Эта книга состоит из трех глав; каждая из них посвящена одному из наших героев. Моей задачей не является ни сочинять их краткую жизненную или творческую биографию, ни давать обзор основных сочинений и идей. Еще менее книга претендует на то, чтобы быть солидным академическим исследованием, которое внесло бы вклад в карамзино-, чаадаево- или герценоведение. Цель ее совсем иная – на примере нескольких выбранных текстов (а порой даже фрагментов), написанных героями книги, продемонстрировать, как их усилиями складывался язык общественной дискуссии и формировалась общественная повестка в России. При этом я старался не упускать из виду, что ни Карамзин, ни Чаадаев, ни даже Герцен не были целиком поглощены этим делом – они занимались разными вещами, более того, даже многое из того, что было ими сделано в этой области, сделано нерефлективно и бессознательно. Но результат получился тот, который получился.
Я старался даже не «анализировать» избранные тексты и фрагменты, а скорее их внимательно, «медленно» прочесть, привлекая для понимания самый разнообразный материал из связанных с темой исторических и историко-культурных сюжетов. Так получилось, что большинство из привлеченных сюжетов – европейского происхождения; в этом смысле я иду по следам моих героев, как бы «привнося» Европу в Россию, с тем чтобы потом «вернуть» заимствованный материал уже в виде «русского влияния» на европейские дела. В каком-то смысле я не ждал особенно сенсационных результатов – почти все выводы, к которым я прихожу, так или иначе известны; однако проблема заключается в том, чтобы разместить как бы «известные» вещи в надлежащем порядке. И здесь возникает еще одна проблема.

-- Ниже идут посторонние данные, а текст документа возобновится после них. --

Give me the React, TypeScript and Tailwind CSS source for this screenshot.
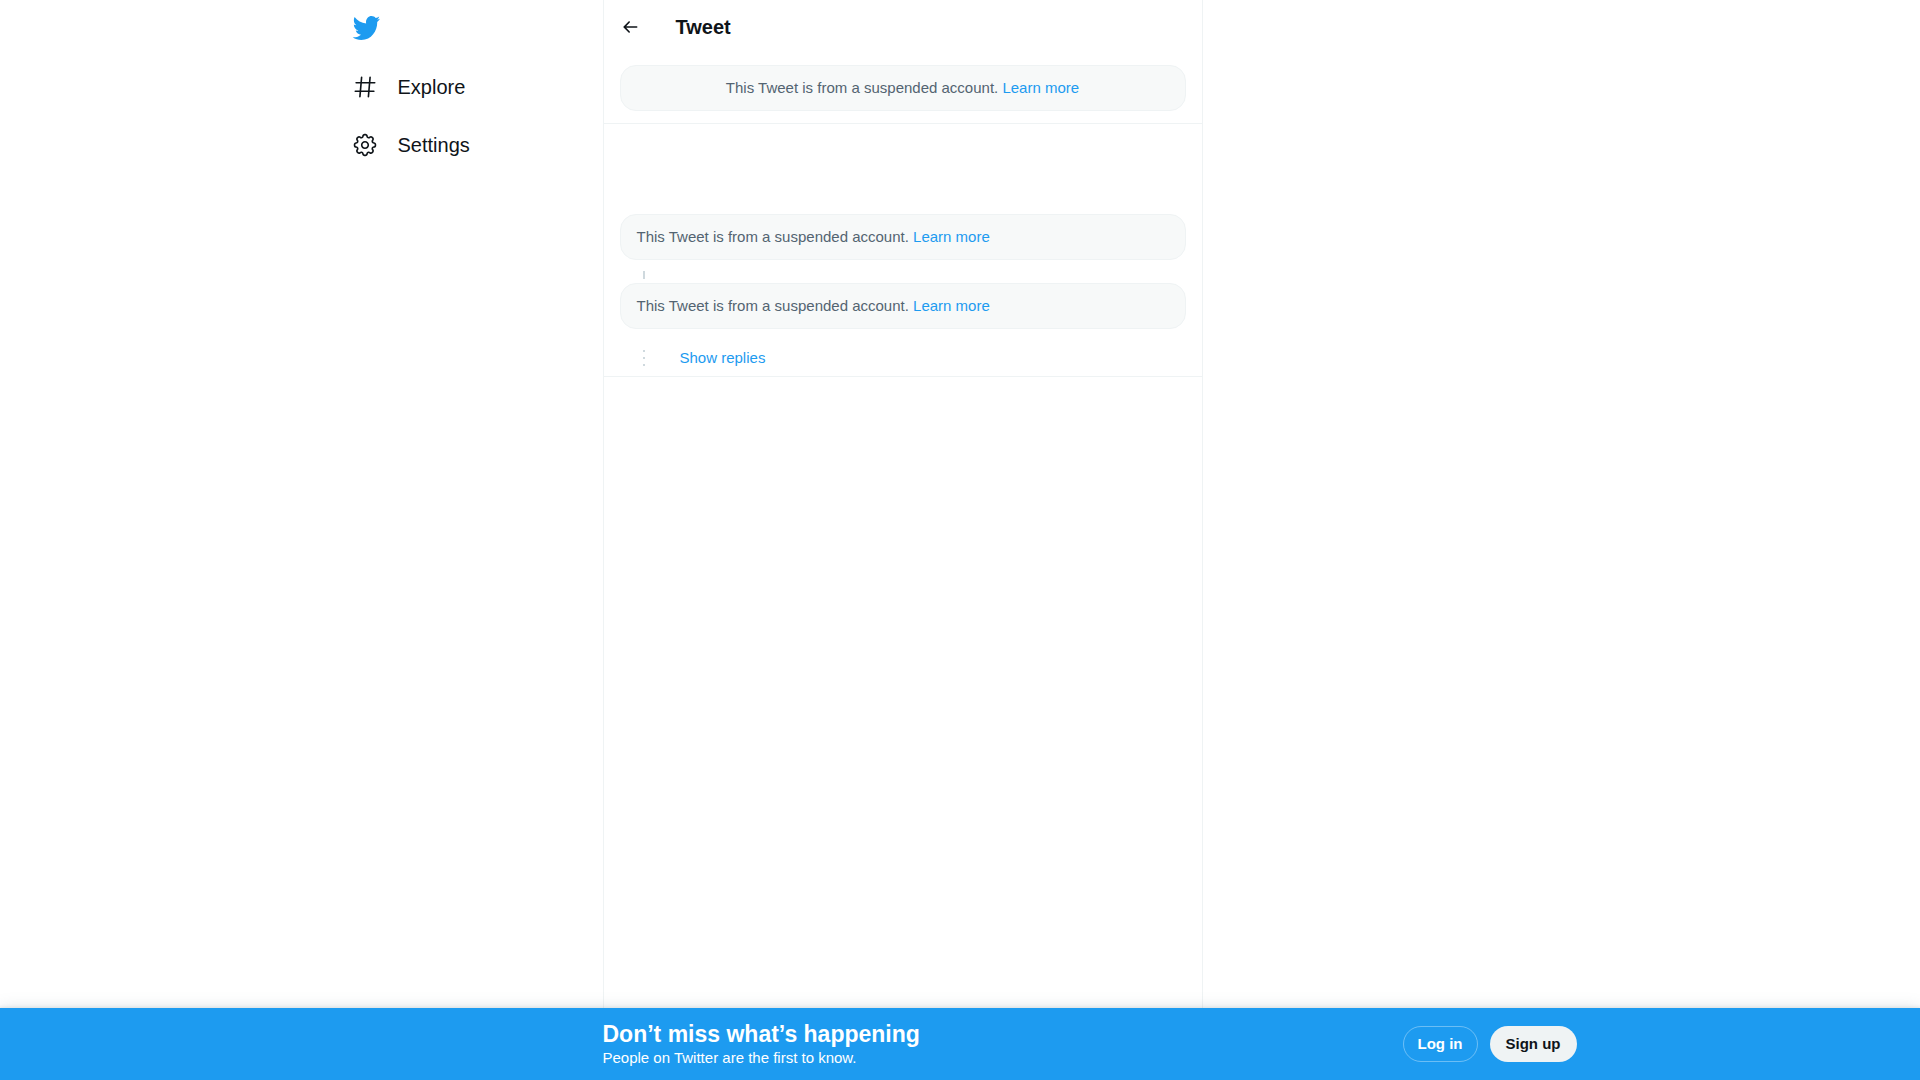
import type { ReactNode } from "react";

interface IconProps {
  className: string;
  children: ReactNode;
}

function Icon({ className, children }: IconProps) {
  return (
    <svg viewBox="0 0 24 24" fill="currentColor" aria-hidden="true" className={className}>
      {children}
    </svg>
  );
}

function TwitterLogo() {
  return (
    <svg
      viewBox="0.35 2.75 23.3 18.46"
      preserveAspectRatio="none"
      fill="currentColor"
      aria-hidden="true"
      className="h-6 w-7 text-[#1d9bf0]"
    >
      <path d="M23.643 4.937c-.835.37-1.732.62-2.675.733.962-.576 1.7-1.49 2.048-2.578-.9.534-1.897.922-2.958 1.13-.85-.904-2.06-1.47-3.4-1.47-2.572 0-4.658 2.086-4.658 4.66 0 .364.042.718.12 1.06-3.873-.195-7.304-2.05-9.602-4.868-.4.69-.63 1.49-.63 2.342 0 1.616.823 3.043 2.072 3.878-.764-.025-1.482-.234-2.11-.583v.06c0 2.257 1.605 4.14 3.737 4.568-.392.106-.803.162-1.227.162-.3 0-.593-.028-.877-.082.593 1.85 2.313 3.198 4.352 3.234-1.595 1.25-3.604 1.995-5.786 1.995-.376 0-.747-.022-1.112-.065 2.062 1.323 4.51 2.093 7.14 2.093 8.57 0 13.255-7.098 13.255-13.254 0-.2-.005-.402-.014-.602.91-.658 1.7-1.477 2.323-2.41z" />
    </svg>
  );
}

function ExploreIcon() {
  return (
    <Icon className="size-[26px]">
      <path d="M21 7.337h-3.93l.372-4.272c.036-.412-.27-.775-.682-.812-.417-.03-.776.27-.812.683l-.383 4.4h-6.32l.37-4.27c.037-.413-.27-.776-.68-.813-.42-.03-.777.27-.813.683l-.382 4.4H3.782c-.414 0-.75.337-.75.75s.336.75.75.75H7.61l-.55 6.327H3c-.414 0-.75.336-.75.75s.336.75.75.75h3.93l-.372 4.272c-.036.412.27.775.682.812l.066.003c.385 0 .712-.295.746-.686l.383-4.4h6.32l-.37 4.27c-.036.413.27.776.682.813l.066.003c.385 0 .712-.295.746-.686l.382-4.4h3.957c.413 0 .75-.337.75-.75s-.337-.75-.75-.75H16.39l.55-6.327H21c.414 0 .75-.336.75-.75s-.336-.75-.75-.75zm-6.115 7.826h-6.32l.55-6.326h6.32l-.55 6.326z" />
    </Icon>
  );
}

function SettingsIcon() {
  return (
    <Icon className="size-[26px]">
      <path d="M12 8.21c-2.09 0-3.79 1.7-3.79 3.79s1.7 3.79 3.79 3.79 3.79-1.7 3.79-3.79-1.7-3.79-3.79-3.79zm0 6.08c-1.262 0-2.29-1.026-2.29-2.29S10.74 9.71 12 9.71s2.29 1.026 2.29 2.29-1.028 2.29-2.29 2.29z" />
      <path d="M12.36 22.375h-.722c-1.183 0-2.154-.888-2.262-2.064l-.014-.147c-.025-.287-.207-.533-.472-.644-.286-.12-.582-.065-.798.115l-.116.097c-.868.725-2.253.663-3.06-.14l-.51-.51c-.836-.84-.896-2.154-.14-3.06l.098-.118c.186-.222.23-.523.122-.787-.11-.272-.358-.454-.646-.48l-.15-.014c-1.18-.107-2.067-1.08-2.067-2.262v-.722c0-1.183.888-2.154 2.064-2.262l.156-.014c.285-.025.53-.207.642-.473.11-.27.065-.573-.12-.795l-.094-.116c-.757-.908-.698-2.223.137-3.06l.512-.512c.804-.804 2.188-.865 3.06-.14l.116.098c.218.184.528.23.79.122.27-.112.452-.358.477-.643l.014-.153c.107-1.18 1.08-2.066 2.262-2.066h.722c1.183 0 2.154.888 2.262 2.064l.014.156c.025.285.206.53.472.64.277.117.58.062.794-.117l.12-.102c.867-.723 2.254-.662 3.06.14l.51.512c.836.838.896 2.153.14 3.06l-.1.118c-.188.22-.234.522-.123.788.112.27.36.45.646.478l.152.014c1.18.107 2.067 1.08 2.067 2.262v.723c0 1.183-.888 2.154-2.064 2.262l-.155.014c-.284.024-.53.205-.64.47-.113.272-.067.574.117.795l.1.12c.756.905.696 2.22-.14 3.06l-.51.51c-.807.804-2.19.864-3.06.14l-.115-.096c-.217-.183-.53-.23-.79-.122-.273.114-.455.36-.48.646l-.014.15c-.107 1.173-1.08 2.06-2.262 2.06zm-3.773-4.42c.3 0 .593.06.87.175.79.328 1.324 1.054 1.4 1.896l.014.147c.037.4.367.7.77.7h.722c.4 0 .73-.3.768-.7l.014-.148c.076-.842.61-1.567 1.392-1.892.793-.33 1.696-.182 2.333.35l.113.094c.178.148.366.18.493.18.206 0 .4-.08.546-.227l.51-.51c.284-.284.305-.73.048-1.038l-.1-.12c-.542-.65-.677-1.54-.352-2.323.326-.79 1.052-1.32 1.894-1.397l.155-.014c.397-.037.7-.367.7-.77v-.722c0-.4-.303-.73-.702-.768l-.152-.014c-.846-.078-1.57-.61-1.895-1.393-.326-.788-.19-1.678.353-2.327l.1-.118c.257-.31.236-.756-.048-1.04l-.51-.51c-.146-.147-.34-.227-.546-.227-.127 0-.315.032-.492.18l-.12.1c-.634.528-1.55.67-2.322.354-.788-.327-1.32-1.052-1.397-1.896l-.014-.155c-.035-.397-.365-.7-.767-.7h-.723c-.4 0-.73.303-.768.702l-.014.152c-.076.843-.608 1.568-1.39 1.893-.787.326-1.693.183-2.33-.35l-.118-.096c-.18-.15-.368-.18-.495-.18-.206 0-.4.08-.546.226l-.512.51c-.282.284-.303.73-.046 1.038l.1.118c.54.653.677 1.544.352 2.325-.327.788-1.052 1.32-1.895 1.397l-.156.014c-.397.037-.7.367-.7.77v.722c0 .4.303.73.702.768l.15.014c.848.078 1.573.612 1.897 1.396.325.786.19 1.675-.353 2.325l-.096.115c-.26.31-.238.756.046 1.04l.51.51c.146.147.34.227.546.227.127 0 .315-.03.492-.18l.116-.096c.406-.336.923-.524 1.453-.524z" />
    </Icon>
  );
}

function BackIcon() {
  return (
    <Icon className="size-5">
      <path d="M20 11H7.414l4.293-4.293c.39-.39.39-1.023 0-1.414s-1.023-.39-1.414 0l-6 6c-.39.39-.39 1.023 0 1.414l6 6c.195.195.45.293.707.293s.512-.098.707-.293c.39-.39.39-1.023 0-1.414L7.414 13H20c.553 0 1-.447 1-1s-.447-1-1-1z" />
    </Icon>
  );
}

const navItems = [
  { label: "Explore", icon: <ExploreIcon /> },
  { label: "Settings", icon: <SettingsIcon /> },
];

function Sidebar() {
  return (
    <header className="w-[275px] shrink-0 px-3">
      <a href="#" aria-label="Twitter" className="flex w-fit px-3 py-4">
        <TwitterLogo />
      </a>
      <nav className="mt-0.5 flex flex-col items-start">
        {navItems.map((item) => (
          <a key={item.label} href="#" className="flex items-center gap-5 p-4 pl-3 text-xl leading-[26px]">
            {item.icon}
            <span>{item.label}</span>
          </a>
        ))}
      </nav>
    </header>
  );
}

function SuspendedNotice({ centered = false }: { centered?: boolean }) {
  return (
    <div
      className={`rounded-2xl border border-[#eff3f4] bg-[#f7f9f9] px-4 py-3 text-[15px] leading-5 text-[#536471] ${
        centered ? "text-center" : ""
      }`}
    >
      This Tweet is from a suspended account.{" "}
      <a href="#" className="text-[#1d9bf0] hover:underline">
        Learn more
      </a>
    </div>
  );
}

function LoginBar() {
  return (
    <div className="sticky bottom-0 bg-[#1d9bf0] shadow-[0_0_15px_rgba(101,119,134,0.2),0_0_3px_1px_rgba(101,119,134,0.15)]">
      <div className="mx-auto flex max-w-[1265px]">
        <div className="w-[275px] shrink-0" />
        <div className="flex h-[72px] grow items-center justify-between pr-4">
          <div className="text-white">
            <h2 className="text-[23px] leading-7 font-bold">Don’t miss what’s happening</h2>
            <p className="text-[15px] leading-5">People on Twitter are the first to know.</p>
          </div>
          <div className="flex gap-3 text-[15px] font-bold">
            <button type="button" className="h-9 rounded-full border border-white/35 px-3.5 text-white">
              Log in
            </button>
            <button type="button" className="h-9 rounded-full bg-[#eff3f4] px-4 text-[#0f1419]">
              Sign up
            </button>
          </div>
        </div>
      </div>
    </div>
  );
}

export default function App() {
  return (
    <div className="flex min-h-screen flex-col bg-white font-['Liberation_Sans',Arial,sans-serif] text-[#0f1419]">
      <div className="mx-auto flex w-full max-w-[1265px] grow">
        <Sidebar />
        <main className="w-full max-w-[600px] border-x border-[#eff3f4]">
          <div className="flex h-[53px] items-center gap-9 px-4">
            <button type="button" aria-label="Back">
              <BackIcon />
            </button>
            <h1 className="text-xl leading-6 font-bold">Tweet</h1>
          </div>

          <div className="border-b border-[#eff3f4] px-4 py-3">
            <SuspendedNotice centered />
          </div>

          <section className="mt-20 border-b border-[#eff3f4] px-4 pt-2.5">
            <SuspendedNotice />
            {/* thread line between the two replies */}
            <div className="mt-[11px] mb-1 ml-[23px] h-2 w-0.5 bg-[#cfd9de]" />
            <SuspendedNotice />
            <div className="flex items-center gap-[35px] pt-[19px] pb-2">
              <div className="ml-[23px] flex flex-col gap-[5px]">
                <span className="size-0.5 bg-[#cfd9de]" />
                <span className="size-0.5 bg-[#cfd9de]" />
                <span className="size-0.5 bg-[#cfd9de]" />
              </div>
              <button type="button" className="text-[15px] leading-5 text-[#1d9bf0]">
                Show replies
              </button>
            </div>
          </section>
        </main>
      </div>
      <LoginBar />
    </div>
  );
}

Дело в месте Карамзина, Чаадаева и Герцена в русском литературном и общественно-политическом каноне. Этих авторов чтут (и поминают где положено), однако они, по разным причинам конечно, почти безнадежно потеряли сколько-нибудь серьезную актуальность. Иными словами, кроме специалистов и ничтожного количества энтузиастов, моих героев никто не вспоминает – разве что цитаты из них, выдернутые из контекста, понадобятся в пропагандистских целях. Причины действительно разные. Карамзина «губит» то, в чем оно особенно преуспел; создатель современного русского литературного языка, расцененного современниками как неслыханное покушение на традиции, сейчас считается автором настолько лингвистически- и интонационно-старомодным, что читать его неловко. Повесть «Бедная Лиза», которой Карамзин открыл новую русскую прозу, сегодня выглядит весьма наивной, и это ощущение автоматически переносится на другие сочинения автора, в том числе на «Письма русского путешественника». Что касается «Истории государства Российского», то о ней судят по оценкам современников и позднейших специалистов, а также по пересказам и цитатам. С Чаадаевым еще хуже. Он навсегда остался в популярной истории русской культуры как адресат знаменитого пушкинского стихотворения и сочинитель странных «философических писем», причем зачем-то на французском языке. Еще кое-кто помнит, что Чаадаева объявили сумасшедшим. Анекдот закрыл человека, личная биография (дружба с Пушкиным и проч.) мыслителя заслонила его мысли. С Герценом и того хуже. Семь десятилетий он провел в официальных советских святках из-за того, что Ленин отчеканил знаменитое: «Декабристы разбудили Герцена. Герцен развернул революционную агитацию». Этого нашего героя – несмотря на уважение многих неофициозных историков и литераторов в СССР – прочно поместили в ту же категорию, что и Чернышевского; Герцен стал героем анекдотов и объектом кислых шуточек и несмешных стишков. Оттого у этой книги есть еще одна, побочная (и скромная) задача: напомнить, что на самом деле Карамзин, Чаадаев и Герцен сделали для современной (во всех смыслах) России. Не «воскресить» их, как это принято в популярных книжках и медиа, предлагая переписать историю от и до в пользу несправедливо забытых, а именно «напомнить». Мои герои не нуждаются в воскрешении, они достаточно сильны, чтобы быть в своем праве.